Se levantaron y emprendieron el camino hacia la salida. Durante unos minutos anduvieron en silencio, cada uno sumido en sus propios pensamientos.

    -Celia – dijo de pronto el médico – yo conozco a gente que puede ayudarte a salir del país. No será fácil, ni tampoco a corto plazo. Es más, ni siquiera estoy seguro de estar haciendo lo correcto. Correrás mucho riesgo y no sé si sería capaz de soportar....que te ocurriera algo. Pero por otro lado... comprendo que no quieras permanecer a su lado.

    Los ojos de la chica se iluminaron.

   -¿Harías eso por mí? ¿Me ayudarías a alejarme de él para siempre? Te estaría eternamente agradecida.

   -Lo haré, pero cuando llegue el momento debemos andar con cuidado y ser muy discretos. Por lo pronto no le comentes a nadie que te quieres marchar y mucho menos que yo estoy dispuesto a echarte una mano, y ten paciencia, porque seguramente tendrán que pasar muchos meses antes de que puedas salir de aquí.

   -No me importa. Sabiendo que hay una mínima posibilidad de huir, aguantaré lo que sea.

    En esa espera fue pasando el tiempo. El otoño terminó y dio paso al invierno y éste a la primavera, y al verano, y de nuevo otro otoño, como siempre.

Hacía ya tres años que Celia había llegado a Madrid, que había dejado atrás el pueblo y un pasado que cada vez se pintaba más lejano y parecía más irreal. El hijo del señor maestro, que durante mucho tiempo había sido único ocupante de su desolado corazón, se fue desdibujando en su memoria, a pesar de negarse a abandonar del todo su alma rota. Era un estupidez hacerse ilusiones con él. Soñar con su amor ya no tenía sentido alguno, tenía que centrarse sólo en escapar de las garras de su esposo y mientras llegaba el ansiado momento, esperar, únicamente esperar.

Se acostumbró a pasar las tardes paseando con su pequeño por El Retiro. A veces se les unía Alberto, que se convirtió en su mayor apoyo ahora que Elena ya no estaba. Con él podía conversar de las cosas que le preocupaban, confesarle sus miedos, hacerle depositario de sus recuerdos o de sus sueños de futuro. Es cierto que en ocasiones la asaltaba el miedo, miedo a que alguien pudiera verles y le contara a su marido cosas que nada tenían que ver con la realidad. Alberto y ella no eran más que amigos y jamás llegarían a ser otra cosa, aunque alguien pudiera pensar lo contrario.

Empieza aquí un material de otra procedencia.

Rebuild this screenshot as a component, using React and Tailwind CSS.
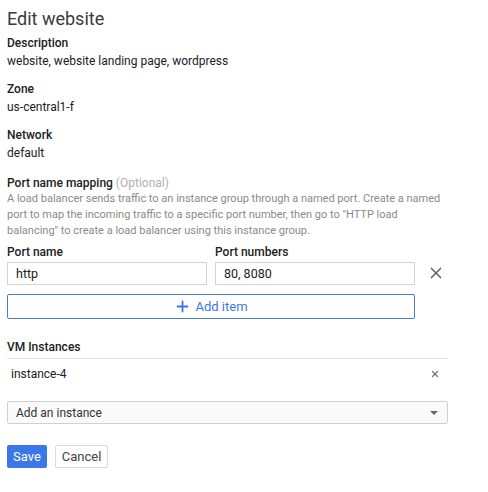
import { Plus, X } from 'lucide-react';

const Field = ({ label, value, className = "" }) => (
  <div className={className}>
    <div className="text-[12px] leading-4 font-medium text-[#212121]">{label}</div>
    <div className="mt-[2px] text-[12px] leading-4 text-[#212121]">{value}</div>
  </div>
);

const App = () => {
  return (
    <div className="w-[488px] h-[492px] bg-white pl-[7px] pt-[7px] font-['Roboto',sans-serif]">
      <h1 className="text-[18px] leading-6 text-[#3a3a3a] font-normal">Edit website</h1>

      <Field label="Description" value="website, website landing page, wordpress" className="mt-1" />
      <Field label="Zone" value="us-central1-f" className="mt-[12px]" />
      <Field label="Network" value="default" className="mt-[12px]" />

      <div className="mt-[14px]">
        <div className="text-[12px] leading-4 font-medium text-[#212121]">
          Port name mapping <span className="font-normal text-[#b0b0b0]">(Optional)</span>
        </div>
        <p className="w-[440px] text-[11px] leading-4 text-[#8a8a8a]">
          A load balancer sends traffic to an instance group through a named port. Create a named
          port to map the incoming traffic to a specific port number, then go to "HTTP load
          balancing" to create a load balancer using this instance group.
        </p>

        <div className="mt-[5px] flex items-end">
          <div className="w-[408px]">
            <div className="grid grid-cols-2 gap-2">
              <div className="text-[12px] leading-4 font-medium text-[#212121]">Port name</div>
              <div className="text-[12px] leading-4 font-medium text-[#212121]">Port numbers</div>
            </div>
            <div className="mt-[2px] grid grid-cols-2 gap-2">
              <input
                defaultValue="http"
                className="h-[23px] px-2 border border-[#d4d4d4] text-[12.5px] text-[#212121] outline-none"
              />
              <input
                defaultValue="80, 8080"
                className="h-[23px] px-2 border border-[#d4d4d4] text-[12.5px] text-[#212121] outline-none"
              />
            </div>
          </div>
          <button className="ml-[12px] mb-[3px] text-[#666]">
            <X size={18} strokeWidth={2.2} />
          </button>
        </div>

        <button className="mt-[9px] w-[408px] h-[25px] flex items-center justify-center gap-1 border border-[#4a7bd0] rounded-[2px] text-[13px] text-[#3b78e7]">
          <Plus size={17} strokeWidth={2.6} />
          Add item
        </button>
      </div>

      <div className="mt-5 w-[441px]">
        <div className="pb-[3px] border-b border-[#e4e4e4] text-[12px] leading-4 font-medium text-[#212121]">
          VM Instances
        </div>
        <div className="mt-[7px] flex items-center justify-between pl-1 pr-2">
          <span className="text-[12px] leading-4 text-[#212121]">instance-4</span>
          <X size={10} strokeWidth={3} className="text-[#777]" />
        </div>
        <div className="mt-[19px] h-[23px] flex items-center justify-between pl-2 pr-[9px] border border-[#d0d0d0] bg-[#fafafa] rounded-[2px]">
          <span className="text-[12px] text-[#333]">Add an instance</span>
          <span className="w-0 h-0 border-l-4 border-r-4 border-t-4 border-l-transparent border-r-transparent border-t-[#666]"></span>
        </div>
      </div>

      <div className="mt-[21px] flex gap-2">
        <button className="h-[23px] px-[6px] bg-[#3b78e7] rounded-[2px] text-[13px] text-white">Save</button>
        <button className="h-[23px] px-[6px] border border-[#dcdcdc] rounded-[2px] bg-white text-[13px] text-[#444]">Cancel</button>
      </div>
    </div>
  );
};

export default App;
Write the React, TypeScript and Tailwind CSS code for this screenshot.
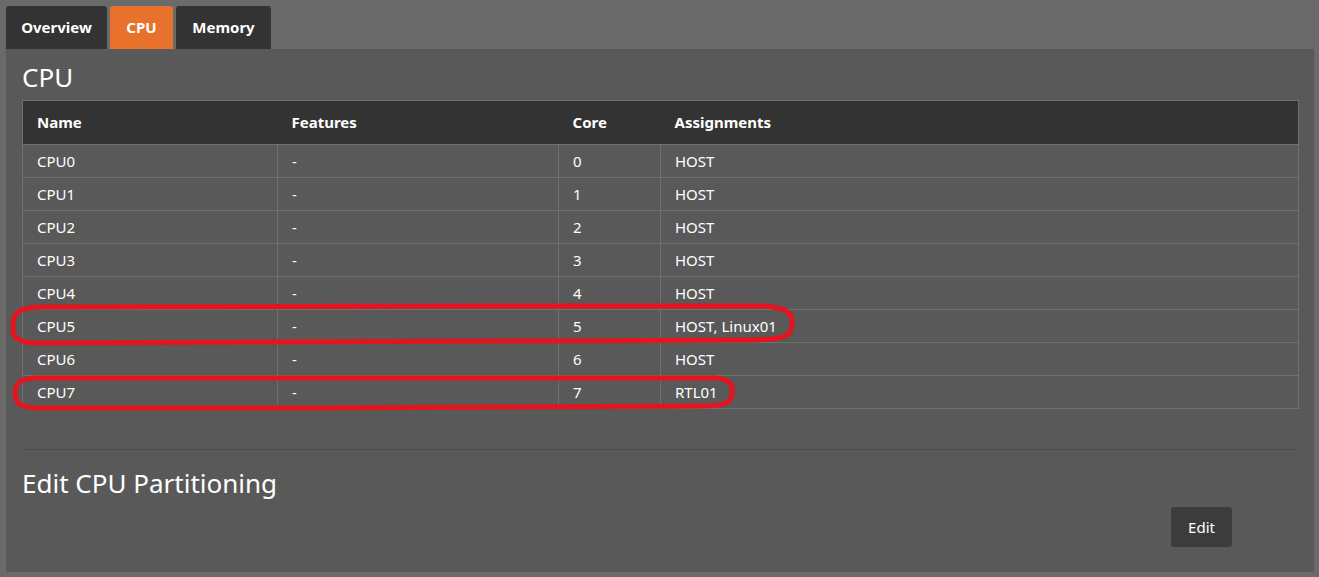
import React from "react";

const rows = [
  ["CPU0", "-", "0", "HOST"],
  ["CPU1", "-", "1", "HOST"],
  ["CPU2", "-", "2", "HOST"],
  ["CPU3", "-", "3", "HOST"],
  ["CPU4", "-", "4", "HOST"],
  ["CPU5", "-", "5", "HOST, Linux01"],
  ["CPU6", "-", "6", "HOST"],
  ["CPU7", "-", "7", "RTL01"],
];

export default function App() {
  return (
    <div
      className="relative w-[1319px] h-[577px] bg-[#6a6a6a] overflow-hidden text-white"
      style={{ fontFamily: '"Noto Sans", "Open Sans", sans-serif' }}
    >
      <div className="pt-[6px] px-[6px]">
        <div className="flex gap-[3px] h-[43px]">
          <div className="w-[101px] bg-[#333333] rounded-t-[3px] flex items-center justify-center text-[15px] font-bold">Overview</div>
          <div className="w-[63px] bg-[#e8712b] rounded-t-[3px] flex items-center justify-center text-[15px] font-bold">CPU</div>
          <div className="w-[95px] bg-[#333333] rounded-t-[3px] flex items-center justify-center text-[15px] font-bold">Memory</div>
        </div>
        <div className="w-[1308px] h-[523px] bg-[#595959] rounded-b-[3px] px-[16px] pt-[10px]">
          <h1 className="text-[26px] leading-[36px] font-normal h-[41px]">CPU</h1>
          <table className="w-[1277px] border-collapse text-[15px] border border-[#707070]">
            <thead>
              <tr className="bg-[#333333] h-[44px] font-bold text-left">
                <th className="w-[255px] pl-[14px] font-bold">Name</th>
                <th className="w-[281px] pl-[14px] font-bold">Features</th>
                <th className="w-[102px] pl-[14px] font-bold">Core</th>
                <th className="pl-[14px] font-bold">Assignments</th>
              </tr>
            </thead>
            <tbody>
              {rows.map((r) => (
                <tr key={r[0]} className="h-[33px]">
                  {r.map((c, i) => (
                    <td key={i} className="border border-[#707070] pl-[14px] p-0 leading-[20px]">{c}</td>
                  ))}
                </tr>
              ))}
            </tbody>
          </table>
          <div className="mt-[40px] border-t border-[#4c4c4c]" />
          <h2 className="text-[26px] leading-[36px] font-normal mt-[15px]">Edit CPU Partitioning</h2>
          <div className="flex justify-end pr-[66px] mt-[6px]">
            <button className="w-[61px] h-[40px] bg-[#3c3c3c] rounded-[3px] text-[15px]">Edit</button>
          </div>
        </div>
      </div>
      <svg className="absolute left-0 top-0 pointer-events-none" width="1319" height="577">
        <path
          d="M 40 307 C 200 305, 500 306, 760 306 C 792 307, 793 316, 792 326 C 791 338, 780 340, 740 340 C 500 341, 250 343, 40 343 C 14 343, 12 336, 13 325 C 13 312, 20 308, 40 307 Z"
          fill="none"
          stroke="#e5141f"
          strokeWidth="5"
        />
        <path
          d="M 38 378 C 200 377, 450 377, 715 378 C 732 379, 733 386, 732 394 C 731 404, 724 406, 700 406 C 500 407, 250 409, 35 408 C 16 407, 15 400, 15 392 C 16 382, 22 378, 38 378 Z"
          fill="none"
          stroke="#e5141f"
          strokeWidth="5"
        />
      </svg>
    </div>
  );
}
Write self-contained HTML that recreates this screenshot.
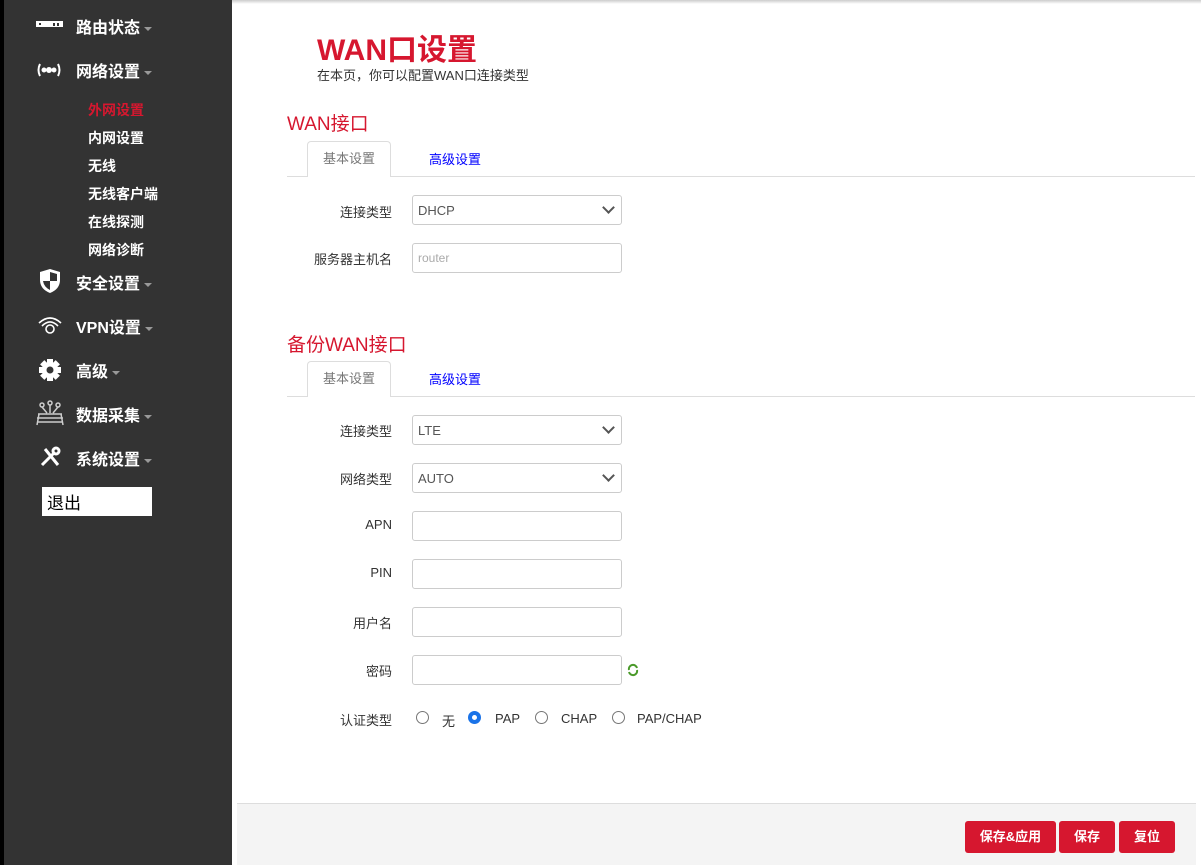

Pero lo que Celia no sabía era que la primera persona que pensaba lo contrario era el propio Alberto. Un día dejó de verla como una niña desvalida y comenzó a mirarla como la mujer en la que se había convertido. No supo en qué momento sus sentimientos hacia ella cambiaron y pasaron de la amistad y el afán de protección al amor, sólo sabía que existían y que a pesar de lo que su corazón sentía, su conciencia le decía que aquello no podía ser. Estaba casada. Puede que las circunstancias de su matrimonio no fueran las de una pareja normal, pero él no podía ni debía meterse en medio.